Elle n’est pas chargée d’apporter à sa grand-mère un petit pot de beurre et une galette, mais de lui montrer le joli ballon rouge que lui a offert sa mère. Mère dont on ne voit que la silhouette quand elle lui fait signe avec insouciance en la laissant se diriger vers la forêt.
De la fillette on ne voit pas grand-chose non plus. Une petite bouille ronde en début d’album qui disparait rapidement hors-champ, pour ne plus laisser à l’image que le ballon qui se fraye un chemin entre les arbres. Notre petit chaperon s’éloigne en chantant « promenons nous dans les bois » mais rapidement son regard (que nous ne voyons pas, donc) s’arrête sur un personnage, que nous ne voyons pas plus. « Qui se promène aussi par là? Un renard? Un autobus? une locomotive? ».
A ce stade il n’est pas rare que le bambin qui écoute l’histoire lève un sourcil interrogateur? Quel peut donc être ce personnage si difficile à identifier? Pour le savoir il tourne la page et découvre… Un lion pressé chaussé de baskets.
Ah?
Oui.
Inlassablement le petit chaperon va reprendre sa chanson et n’aura le temps d’y ajouter qu’un vers à chaque fois avant qu’un nouveau personnage n’apparaisse, toujours aussi improbable.
Les albums de Mario Ramos reposent sur la complicité qu’il établit avec le petit lecteur. Il lui donne des indices et le laisse tirer les conclusions. Ainsi quand la chanson touche à sa fin l’enfant se doute que la rencontre fatidique va avoir lieux. Mais il nous ménage encore quelques surprises pour donner plus de sel à son histoire, avant même d’en arriver à la chute (elle aussi très savoureuse et inattendue).

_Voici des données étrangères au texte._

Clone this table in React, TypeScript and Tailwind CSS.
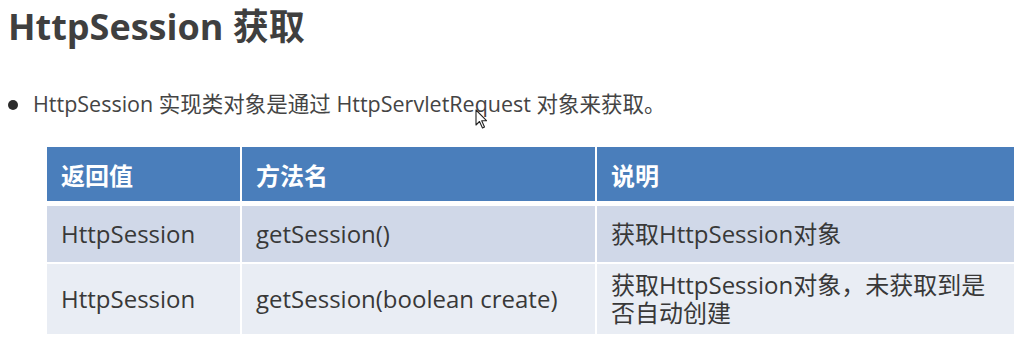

Les jeux de hors-champ, de non dit, d’allusions et de références sont toujours très habilement menées dans l’œuvre de cet auteur, parfaitement accessibles aux enfants mais juste assez résistants pour qu’ils aient le plaisir de s’exclamer « ah, j’ai compris! »
Car il est tout de même plus satisfaisant pour les enfants (pour nous aussi d’ailleurs) de comprendre un sens caché plutôt qu’une chose qui nous est donnée immédiatement. C’est là le signe d’une belle littérature enfantine.